- Collected material -
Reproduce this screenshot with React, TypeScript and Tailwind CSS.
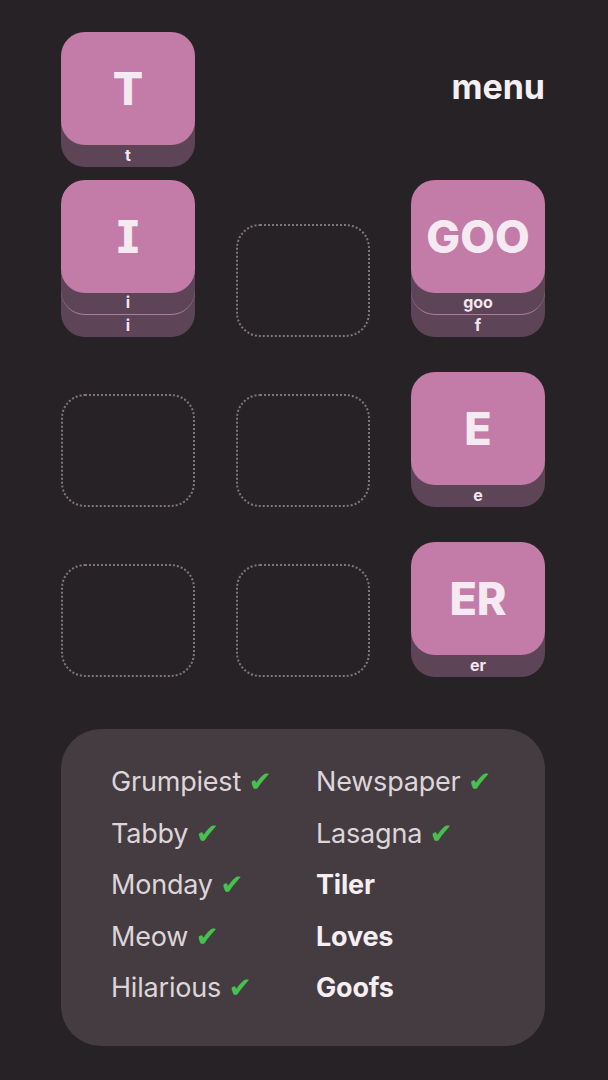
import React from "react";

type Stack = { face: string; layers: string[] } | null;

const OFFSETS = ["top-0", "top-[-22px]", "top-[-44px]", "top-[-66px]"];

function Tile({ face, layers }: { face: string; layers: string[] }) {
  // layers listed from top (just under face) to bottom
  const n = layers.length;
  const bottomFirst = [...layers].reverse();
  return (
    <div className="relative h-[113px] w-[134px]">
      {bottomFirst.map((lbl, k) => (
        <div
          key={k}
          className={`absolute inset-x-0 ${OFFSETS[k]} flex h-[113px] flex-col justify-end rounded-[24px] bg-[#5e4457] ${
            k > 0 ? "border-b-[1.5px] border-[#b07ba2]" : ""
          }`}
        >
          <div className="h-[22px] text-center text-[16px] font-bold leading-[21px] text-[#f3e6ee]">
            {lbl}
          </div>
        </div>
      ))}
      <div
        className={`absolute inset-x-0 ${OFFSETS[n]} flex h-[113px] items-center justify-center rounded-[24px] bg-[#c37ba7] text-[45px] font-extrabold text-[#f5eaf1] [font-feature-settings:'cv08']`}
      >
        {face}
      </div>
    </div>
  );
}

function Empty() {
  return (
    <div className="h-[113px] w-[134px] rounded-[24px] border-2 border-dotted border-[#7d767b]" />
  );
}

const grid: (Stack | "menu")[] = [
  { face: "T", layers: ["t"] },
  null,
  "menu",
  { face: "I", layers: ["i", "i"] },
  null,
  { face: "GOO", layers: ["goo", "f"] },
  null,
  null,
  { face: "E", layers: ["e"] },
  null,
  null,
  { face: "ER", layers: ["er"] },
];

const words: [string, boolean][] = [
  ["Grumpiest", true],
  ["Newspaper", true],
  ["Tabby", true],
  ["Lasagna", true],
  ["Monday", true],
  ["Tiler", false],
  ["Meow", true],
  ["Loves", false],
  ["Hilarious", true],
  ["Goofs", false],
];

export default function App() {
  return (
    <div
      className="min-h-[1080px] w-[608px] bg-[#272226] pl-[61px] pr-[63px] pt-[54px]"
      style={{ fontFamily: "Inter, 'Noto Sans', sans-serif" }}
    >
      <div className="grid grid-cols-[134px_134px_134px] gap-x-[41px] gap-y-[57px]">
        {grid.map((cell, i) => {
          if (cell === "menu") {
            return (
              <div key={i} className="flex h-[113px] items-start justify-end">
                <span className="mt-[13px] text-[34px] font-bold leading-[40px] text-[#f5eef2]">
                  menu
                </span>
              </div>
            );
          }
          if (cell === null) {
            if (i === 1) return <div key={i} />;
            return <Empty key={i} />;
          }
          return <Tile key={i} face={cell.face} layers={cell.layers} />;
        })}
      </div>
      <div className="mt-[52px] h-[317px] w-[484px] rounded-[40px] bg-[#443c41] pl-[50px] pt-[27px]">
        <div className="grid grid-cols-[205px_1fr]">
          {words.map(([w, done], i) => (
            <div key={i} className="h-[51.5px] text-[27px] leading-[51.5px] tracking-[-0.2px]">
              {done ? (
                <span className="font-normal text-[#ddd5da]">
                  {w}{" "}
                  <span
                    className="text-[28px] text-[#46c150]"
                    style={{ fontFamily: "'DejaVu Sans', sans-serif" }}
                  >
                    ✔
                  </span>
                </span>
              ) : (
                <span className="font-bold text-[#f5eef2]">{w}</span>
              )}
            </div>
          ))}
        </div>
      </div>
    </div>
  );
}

- Set task -
Copy every line of the data exactly as written, excluding the pictures.

- Solution to the problem -
Reproduce this screenshot with React, TypeScript and Tailwind CSS.
import React from "react";

type Stack = { face: string; layers: string[] } | null;

const OFFSETS = ["top-0", "top-[-22px]", "top-[-44px]", "top-[-66px]"];

function Tile({ face, layers }: { face: string; layers: string[] }) {
  // layers listed from top (just under face) to bottom
  const n = layers.length;
  const bottomFirst = [...layers].reverse();
  return (
    <div className="relative h-[113px] w-[134px]">
      {bottomFirst.map((lbl, k) => (
        <div
          key={k}
          className={`absolute inset-x-0 ${OFFSETS[k]} flex h-[113px] flex-col justify-end rounded-[24px] bg-[#5e4457] ${
            k > 0 ? "border-b-[1.5px] border-[#b07ba2]" : ""
          }`}
        >
          <div className="h-[22px] text-center text-[16px] font-bold leading-[21px] text-[#f3e6ee]">
            {lbl}
          </div>
        </div>
      ))}
      <div
        className={`absolute inset-x-0 ${OFFSETS[n]} flex h-[113px] items-center justify-center rounded-[24px] bg-[#c37ba7] text-[45px] font-extrabold text-[#f5eaf1] [font-feature-settings:'cv08']`}
      >
        {face}
      </div>
    </div>
  );
}

function Empty() {
  return (
    <div className="h-[113px] w-[134px] rounded-[24px] border-2 border-dotted border-[#7d767b]" />
  );
}

const grid: (Stack | "menu")[] = [
  { face: "T", layers: ["t"] },
  null,
  "menu",
  { face: "I", layers: ["i", "i"] },
  null,
  { face: "GOO", layers: ["goo", "f"] },
  null,
  null,
  { face: "E", layers: ["e"] },
  null,
  null,
  { face: "ER", layers: ["er"] },
];

const words: [string, boolean][] = [
  ["Grumpiest", true],
  ["Newspaper", true],
  ["Tabby", true],
  ["Lasagna", true],
  ["Monday", true],
  ["Tiler", false],
  ["Meow", true],
  ["Loves", false],
  ["Hilarious", true],
  ["Goofs", false],
];

export default function App() {
  return (
    <div
      className="min-h-[1080px] w-[608px] bg-[#272226] pl-[61px] pr-[63px] pt-[54px]"
      style={{ fontFamily: "Inter, 'Noto Sans', sans-serif" }}
    >
      <div className="grid grid-cols-[134px_134px_134px] gap-x-[41px] gap-y-[57px]">
        {grid.map((cell, i) => {
          if (cell === "menu") {
            return (
              <div key={i} className="flex h-[113px] items-start justify-end">
                <span className="mt-[13px] text-[34px] font-bold leading-[40px] text-[#f5eef2]">
                  menu
                </span>
              </div>
            );
          }
          if (cell === null) {
            if (i === 1) return <div key={i} />;
            return <Empty key={i} />;
          }
          return <Tile key={i} face={cell.face} layers={cell.layers} />;
        })}
      </div>
      <div className="mt-[52px] h-[317px] w-[484px] rounded-[40px] bg-[#443c41] pl-[50px] pt-[27px]">
        <div className="grid grid-cols-[205px_1fr]">
          {words.map(([w, done], i) => (
            <div key={i} className="h-[51.5px] text-[27px] leading-[51.5px] tracking-[-0.2px]">
              {done ? (
                <span className="font-normal text-[#ddd5da]">
                  {w}{" "}
                  <span
                    className="text-[28px] text-[#46c150]"
                    style={{ fontFamily: "'DejaVu Sans', sans-serif" }}
                  >
                    ✔
                  </span>
                </span>
              ) : (
                <span className="font-bold text-[#f5eef2]">{w}</span>
              )}
            </div>
          ))}
        </div>
      </div>
    </div>
  );
}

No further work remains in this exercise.